▶ _TASK DESCRIPTION_
For the listing underneath, give the count of lines containing the string "full" and nothing further.

• • • • •

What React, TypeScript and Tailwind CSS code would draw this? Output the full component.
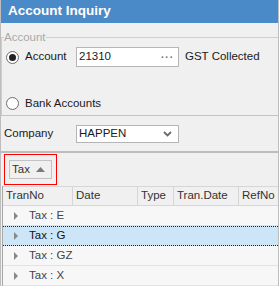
import { ReactNode } from "react";

const Radio = ({ checked = false, label }: { checked?: boolean; label: string }) => (
  <label className="flex items-center gap-[6px]">
    <span className="w-[13px] h-[13px] rounded-full border border-[#6d6d6d] bg-white flex items-center justify-center">
      {checked && <span className="w-[7px] h-[7px] rounded-full bg-[#222]" />}
    </span>
    <span>{label}</span>
  </label>
);

const Row = ({ label, selected = false }: { label: string; selected?: boolean }) => (
  <div
    className={`h-[20px] flex items-center pl-[10px] border-b ${
      selected
        ? "bg-[#cde6f7] border-y border-dotted border-[#222] text-[#111]"
        : "bg-[#f7f7f7] border-[#e2e2e2] text-[#444]"
    }`}
  >
    <svg width="6" height="8" viewBox="0 0 6 8" className="mr-[10px]">
      <path d="M1 0 L5 4 L1 8 Z" fill="#888" />
    </svg>
    {label}
  </div>
);

const HeaderCell = ({ w, children }: { w: string; children: ReactNode }) => (
  <div className={`${w} h-full flex items-center pl-[3px] border-r border-[#d6d6d6]`}>{children}</div>
);

export default function App() {
  return (
    <div
      className="w-[279px] h-[286px] overflow-hidden bg-[#f0f0f0] border-x border-[#bdbdbd] flex flex-col text-[11.5px] text-[#1a1a1a]"
      style={{ fontFamily: "'Liberation Sans', Arial, sans-serif" }}
    >
      <div className="h-[23px] shrink-0 bg-[#4a8ac8] text-white font-bold text-[13.5px] pl-[7px] flex items-center">
        Account Inquiry
      </div>

      <fieldset className="mt-[7px] border-t border-l border-[#cfcfcf] h-[86px] flex flex-col">
        <legend className="text-[#a9a9a9] ml-[2px] leading-[14px]">Account</legend>
        <div className="flex items-center h-[20px] mt-[3px] pl-[4px]">
          <div className="w-[70px]">
            <Radio checked label="Account" />
          </div>
          <div className="w-[103px] h-[20px] bg-white border border-[#b5b5b5] flex items-center justify-between pl-[2px] pr-[4px]">
            <span>21310</span>
            <span className="text-[#707070] tracking-[1px] text-[10px] font-bold">···</span>
          </div>
          <span className="ml-[6px]">GST Collected</span>
        </div>
        <div className="pl-[4px] mt-[28px]">
          <Radio label="Bank Accounts" />
        </div>
      </fieldset>

      <div className="h-[36px] shrink-0 border-t border-[#c4c4c4] flex items-center pl-[3px]">
        <span className="w-[72px]">Company</span>
        <div className="w-[103px] h-[18px] bg-white border border-[#b5b5b5] flex items-center justify-between pl-[2px] pr-[6px]">
          <span>HAPPEN</span>
          <svg width="9" height="6" viewBox="0 0 9 6">
            <path d="M1 1 L4.5 4.5 L8 1" stroke="#6b6b6b" strokeWidth="1.8" fill="none" />
          </svg>
        </div>
      </div>

      <div className="h-[35px] shrink-0 border-t-2 border-[#bcbcbc] flex items-center pl-[3px]">
        <div className="w-[53px] h-[31px] border border-[#ff0000] flex items-center justify-center">
          <div className="w-[43px] h-[19px] border border-[#c2c2c2] flex items-center pl-[2px] gap-[6px] text-[#333]">
            Tax
            <svg width="9" height="5" viewBox="0 0 9 5">
              <path d="M0 5 L4.5 0 L9 5 Z" fill="#7a7a7a" />
            </svg>
          </div>
        </div>
      </div>

      <div className="flex-1 flex flex-col border-l border-[#a8a8a8] ml-[1px]">
        <div className="h-[20px] shrink-0 flex border-t border-b border-[#d6d6d6] text-[#333]">
          <HeaderCell w="w-[70px]">TranNo</HeaderCell>
          <HeaderCell w="w-[65px]">Date</HeaderCell>
          <HeaderCell w="w-[36px]">Type</HeaderCell>
          <HeaderCell w="w-[65px]">Tran.Date</HeaderCell>
          <div className="flex-1 h-full flex items-center pl-[3px]">RefNo</div>
        </div>
        <div className="flex-1 bg-[#f7f7f7]">
          <Row label="Tax : E" />
          <Row label="Tax : G" selected />
          <Row label="Tax : GZ" />
          <Row label="Tax : X" />
        </div>
      </div>
    </div>
  );
}
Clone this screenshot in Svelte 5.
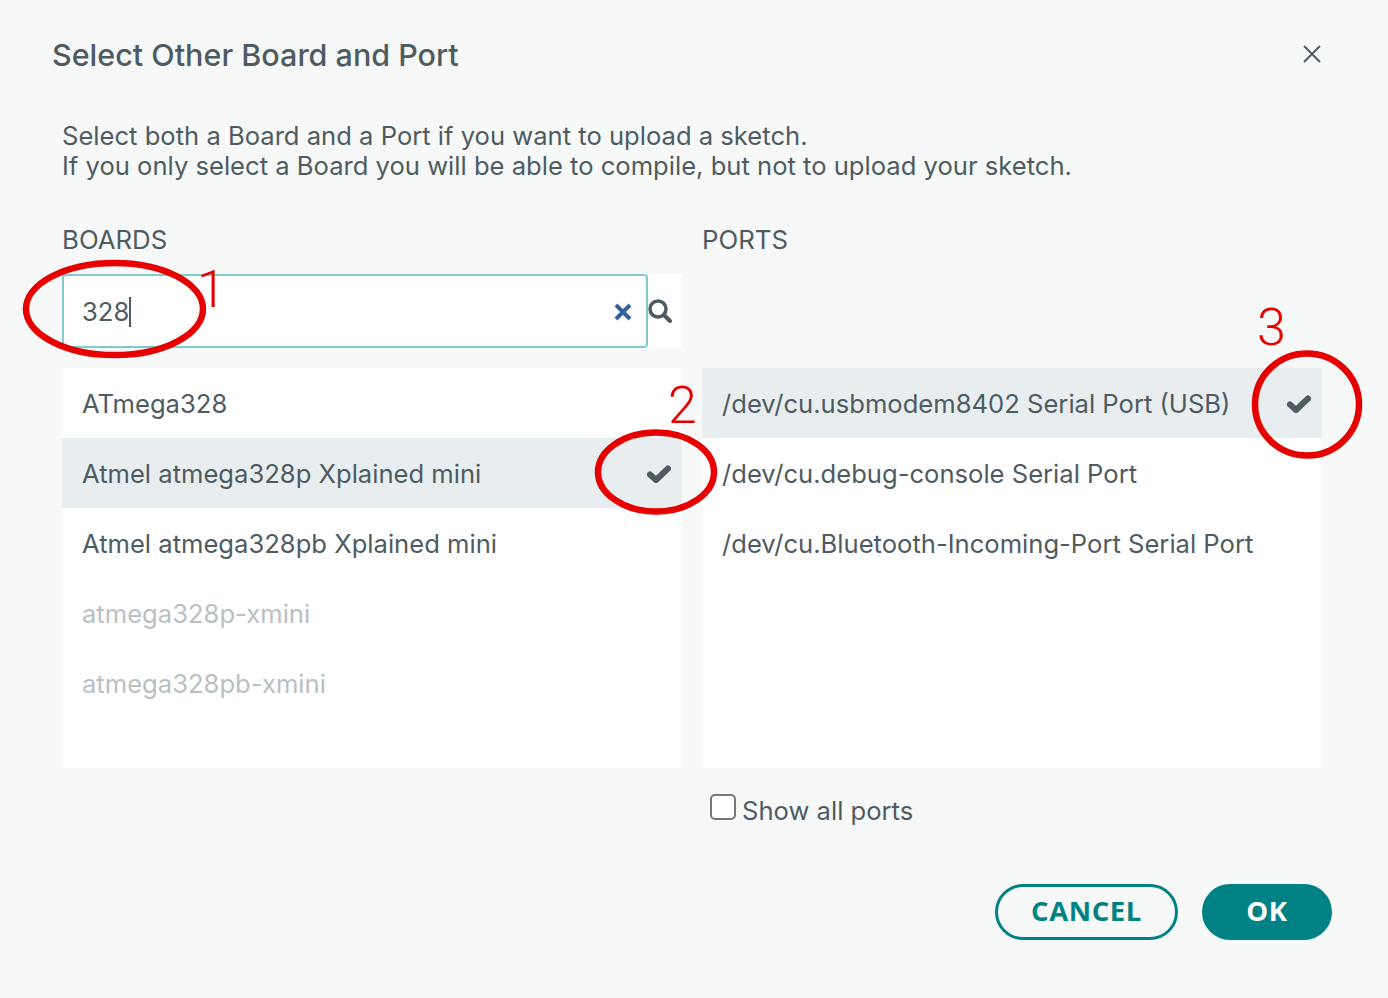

• • • • •

▶ _THE REPLY_
5